Tutors B, C, and D were new tutors with no formal previous experience. They ran either 1:1 or 1:2 sessions with students, used a combination Khan Academy and IXL, and worked with 10-13 students. Tutor B started in October 2020 and Tutors C and D started in February 2021.

Relationships (and Fun!)

This is the most weakly instrumented part of our program. To get an understanding of how students felt about the program, we asked them two simple questions near the end of the year:

How do you feel about your practice sessions with your tutor/coach? (1 = hate it, 5 = love it)
Do you feel like you are learning *more math* because of your time with your tutor/coach? (1 = not at all, 5 = heck yeah)

The results are shown below. The only dramatic differences between tutors was in the response rate. No results are shown for Tutor D because they didn’t have any responses. Unfortunately, based on these results, it doesn’t look there is a lot we can learn from our survey data, other than Tutors C and D had less student engagement; i.e. a low response rate. In the future (based on some of our findings described below), we’ll explore more detailed questions, such as “how motivated is your tutor to help you succeed?”.

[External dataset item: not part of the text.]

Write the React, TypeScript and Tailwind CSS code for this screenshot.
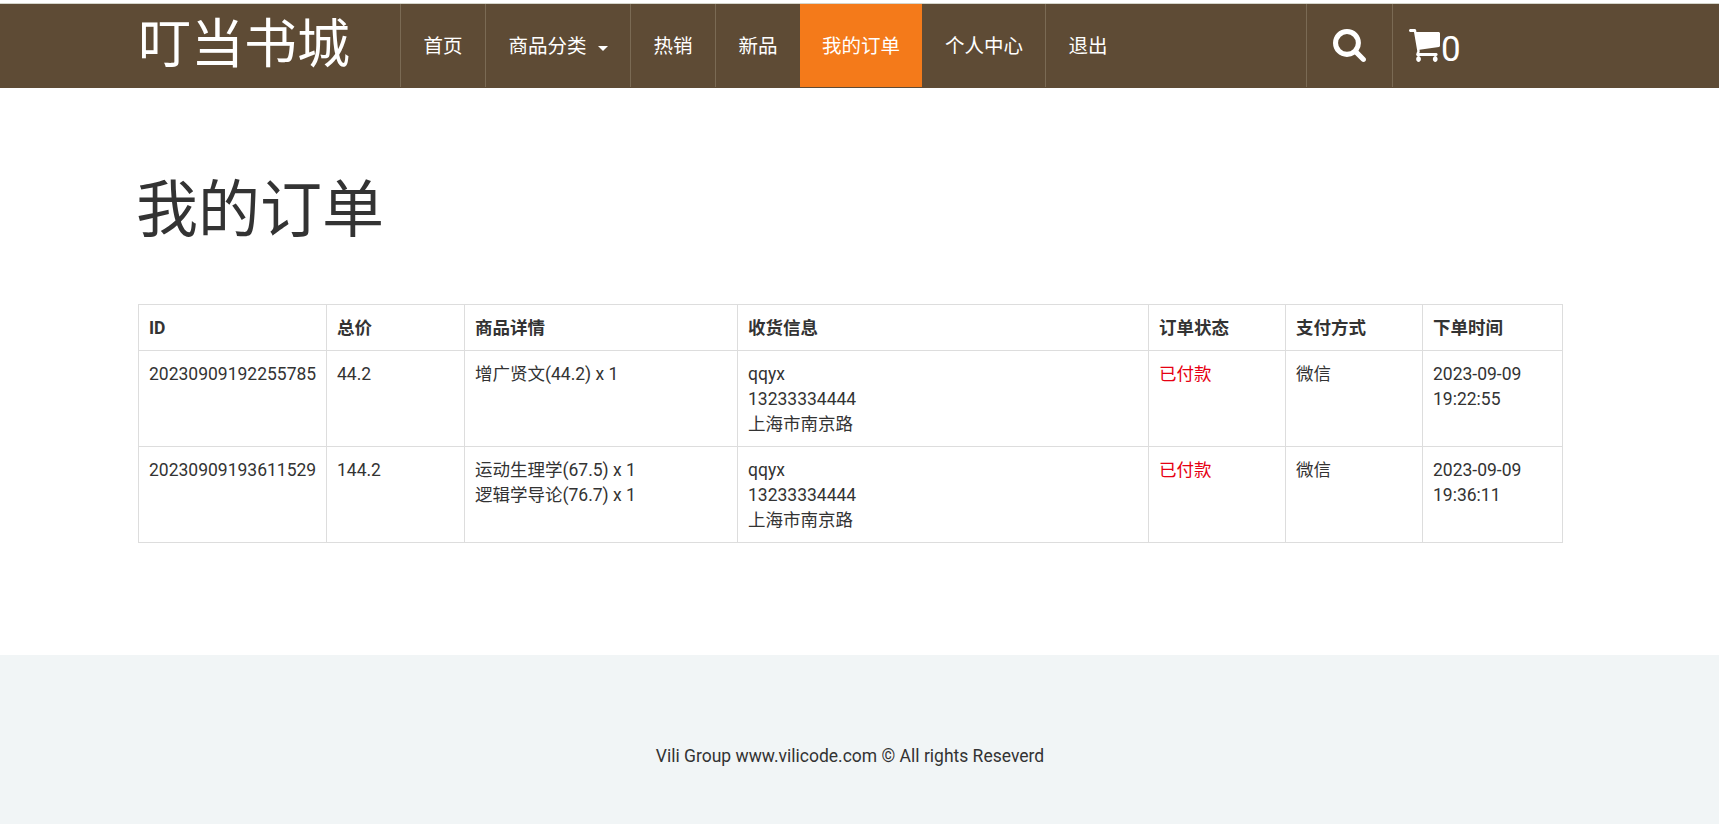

Survey results by tutor. Tutor D had no student responses.

Attendance

There were clear differences in attendance between tutors. For example, attendance for Tutors C and D was about half that of Tutor B. It seems likely that this wasn’t simply due to different student groups. For example, we know that Tutors C and D weren’t as proactive about managing attendance by working with teachers and parents as Tutors A and B (despite being actively coached about it). During interviews with teachers, some mentioned that some students stopped going to sessions with C /D, and they were surprised that C/D never reached out to the teachers for support.

Tutor A had “in between” attendance, which matches expectations given that they did active outreach to teachers and parents but had too many students to do it completely effectively.

Our attendance data also gives us a nice chance to test out the question: “to what extent are differences between students driving the different results for tutors?” It turns out that Tutor A and Tutor C shared four students. We can compare attendance for those four students and have greater confidence that the differences are from the tutors themselves. The results are shown below. The data clearly supports that conclusion that Tutor A was more effective at driving attendance, and the differences shown above are not simply from the students themselves.

Attendence for Tutor A and Tutor C for the 4 students that were shared between them.

Finally, it worth noting that the large differences in attendance were not predicted by the survey data. This could be due to sample bias (the students who didn’t like the sessions didn’t answer the survey because they didn’t show up), or it could be that survey results just aren’t strongly related to actual attendance.

Practice

When we look at student practice, we see even more extreme differences between tutors. This is important, because we expect practice time to be more directly linked to learning than attendance. To start, we’ll look at average practice per student (below, in blue). We see that Tutors A,C, and D have much lower per-student practice levels than Tutor B. However, it is important to remember that Tutor A has a much larger case load: 31 students! To get a better idea of the total tutor impact, we also show the total practice time (summed over all students) in orange. As with attendance, Tutors C and D are significantly less impactful than A and B. In particular, Tutor D has by far the least practice; remember, this is the tutor who didn’t get any of their students to take the survey. It is reasonable to suspect that those are linked.

It is interesting to see that Tutors A and B have similar amounts of total practice, despite having very different numbers of students. This suggest that there may be clear impact tradeoffs. For example: do we want to help a few students a lot, or a bunch of students a little bit?

What does it all mean?

Based on all the evidence, it seems pretty clear that the large variation in student practice (and to some extent, attendance) was driven at least in part by differences in tutors. I’ve already mentioned some anecdotal evidence, but we had a lot of other indicators of why tutors C/D weren’t as effective as A /B. For example, they didn’t utilize many of the student motivators that A/B were using (such as goal setting and competition), which is a topic of a future post.

The key point here is that we have a system that can quickly identify and quantify tutor effectiveness: within in a few weeks of their start date we had a clear signal that practice from Tutors C and D was lower than expected. This means in the future we can create better ways to screen tutors and quickly react when we don’t see the results we’re expecting.

In other words, we’ve learned a lot about how to measure tutor effectiveness. And going forward we’ll be able to use this information to have an even bigger impact on students.